Главное не льстить себе. Не принимать его безразличное послушание за доверие. Не думать, что он устроен проще меня. Не верить, что его внутренний мир прозрачен для моих вопросов. Слушать его. Наблюдать за ним. Замечать каждую мелочь, но не сметь при этом оскорбить его слежкой. То есть искренне интересоваться им и любить его изо всех сил.
Поможет ли это? Смогу ли я все это сделать? Если нет, я обращусь к людям, профессионально занимающимся войной мифов,— психологам, педагогам. Только хорошим. И пусть их усилия будут не вместо моих, а вместе с моими.
Смогу ли я победить? Не знаю. В какой-то псевдокитайской книге я прочел однажды историю о том, как учитель предложил ученику вытянуть руку и ждать, пока на ладонь сядет птица.
— А если не сядет? — спросил ученик.
— Значит, не сядет... — ответил учитель, вздыхая.

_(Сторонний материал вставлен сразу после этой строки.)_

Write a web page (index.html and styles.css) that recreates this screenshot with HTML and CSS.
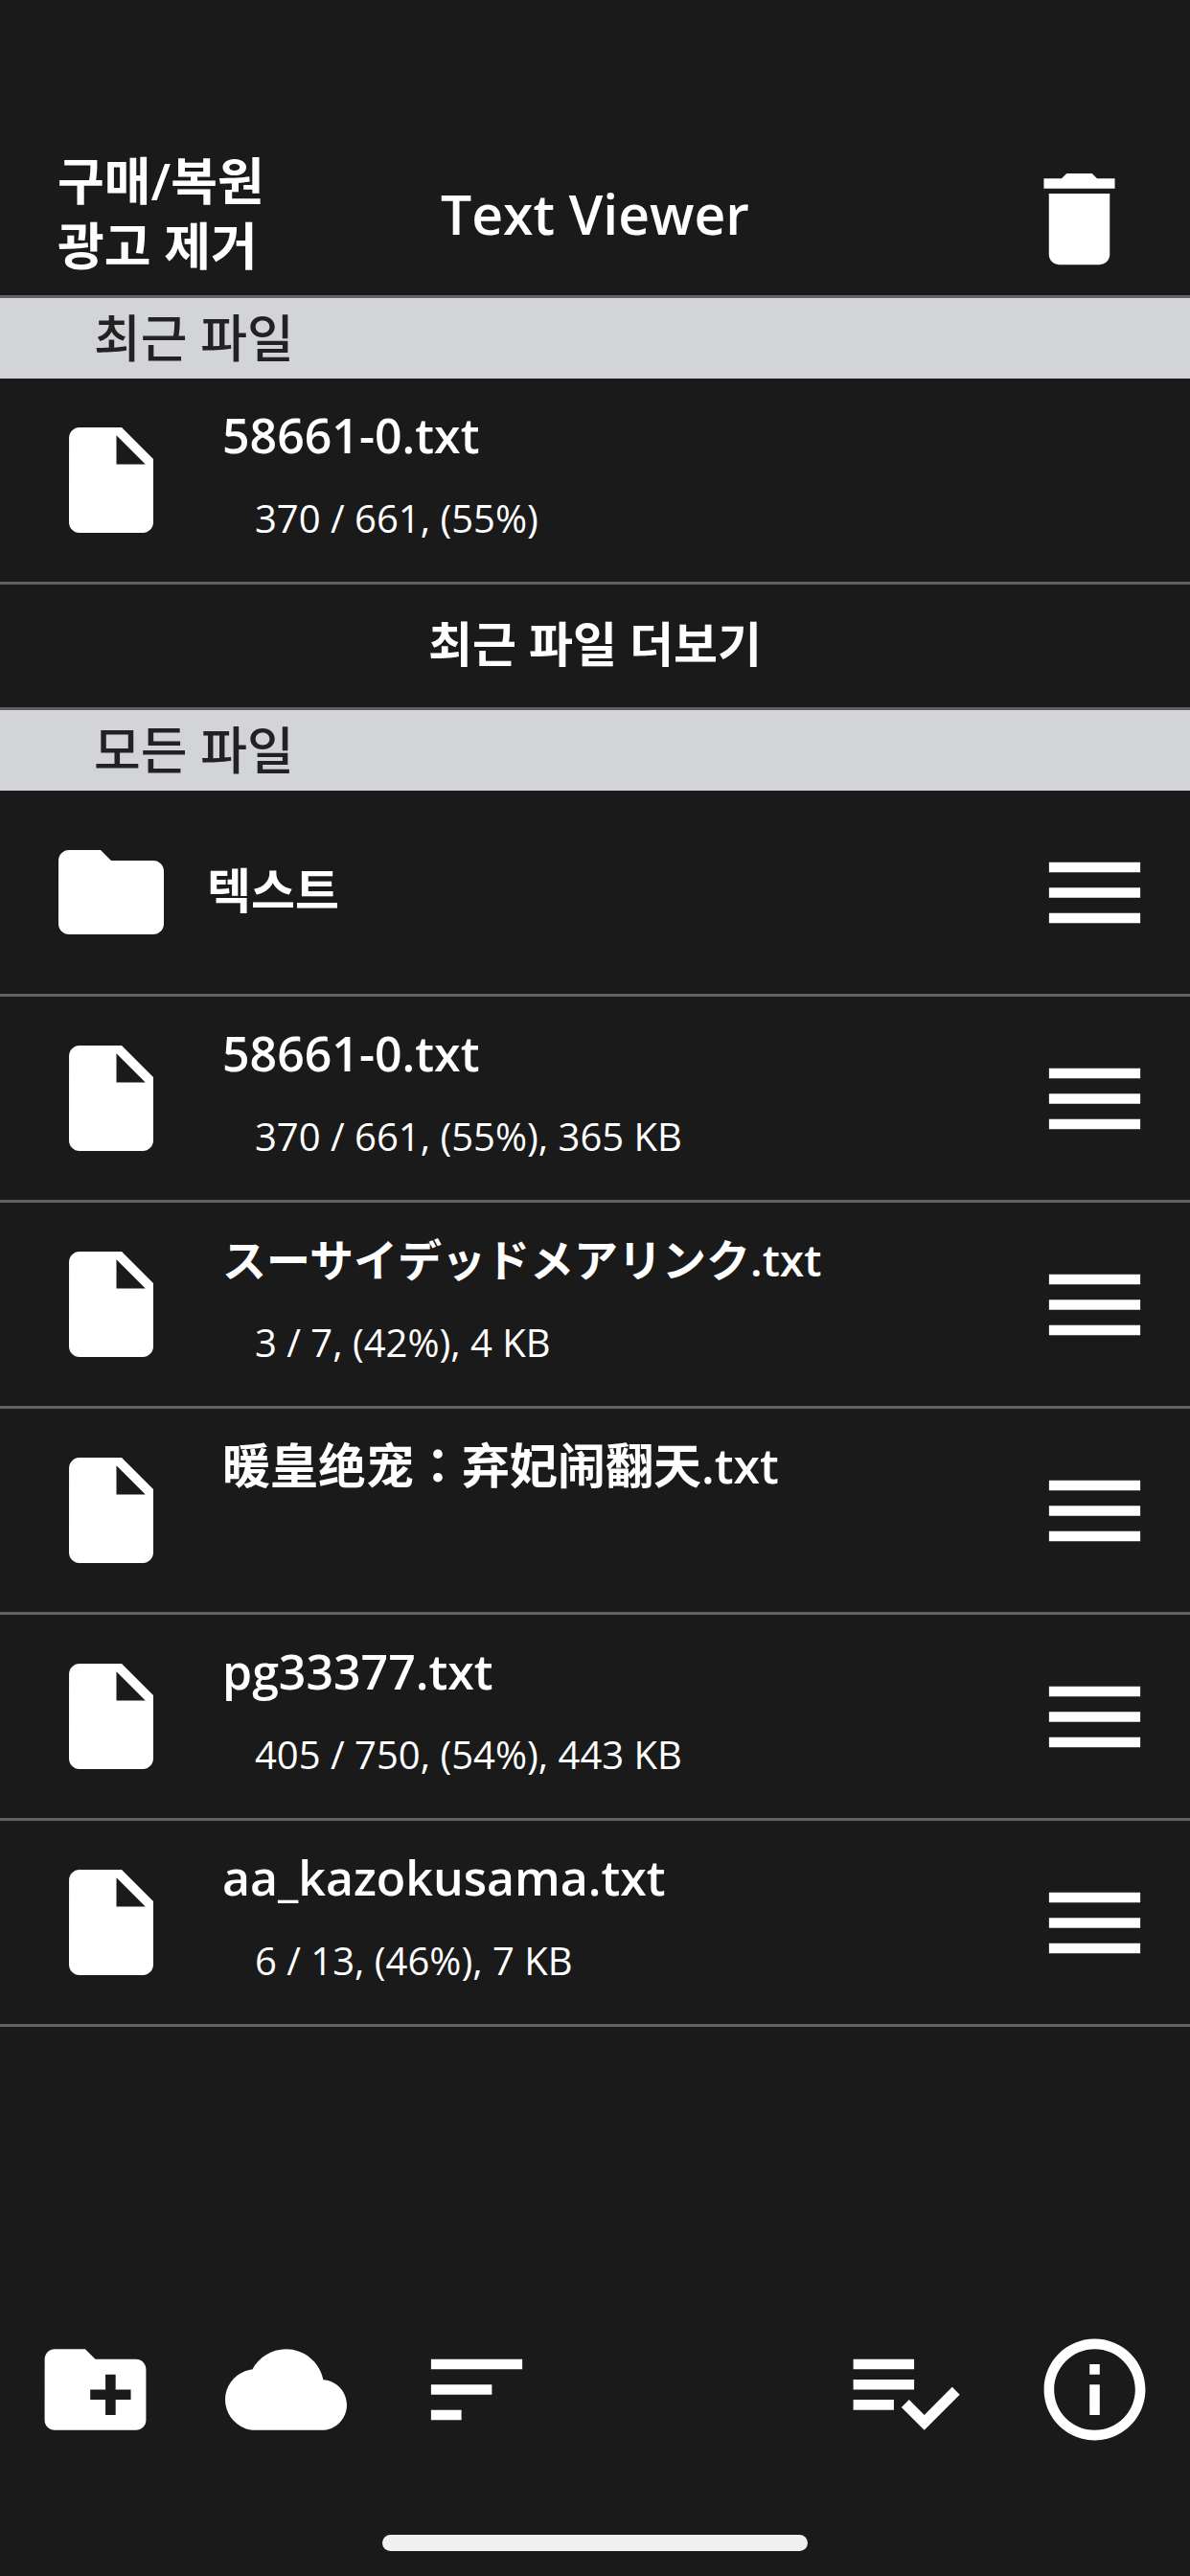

На самом деле моя мечта заключается в том, чтобы не вести с сыном кровопролитной войны мифов, а просто рассказывать ему о том, что памперс — это кусок марли, автомобиль — кусок железа, роза — цветок, дуб — дерево, воробей — птица, Россия — наше отечество, смерть неизбежна.
Правда, я очень боюсь, что малыш не выдержит этой столь захватывающей меня отчаянной бессмысленности мира. Не выдержит и уйдет в мир грез, оставив меня одного.
— Что если он уйдет? — спрашиваю я учителя.
— Значит, уйдет... — отвечает учитель, вздыхая.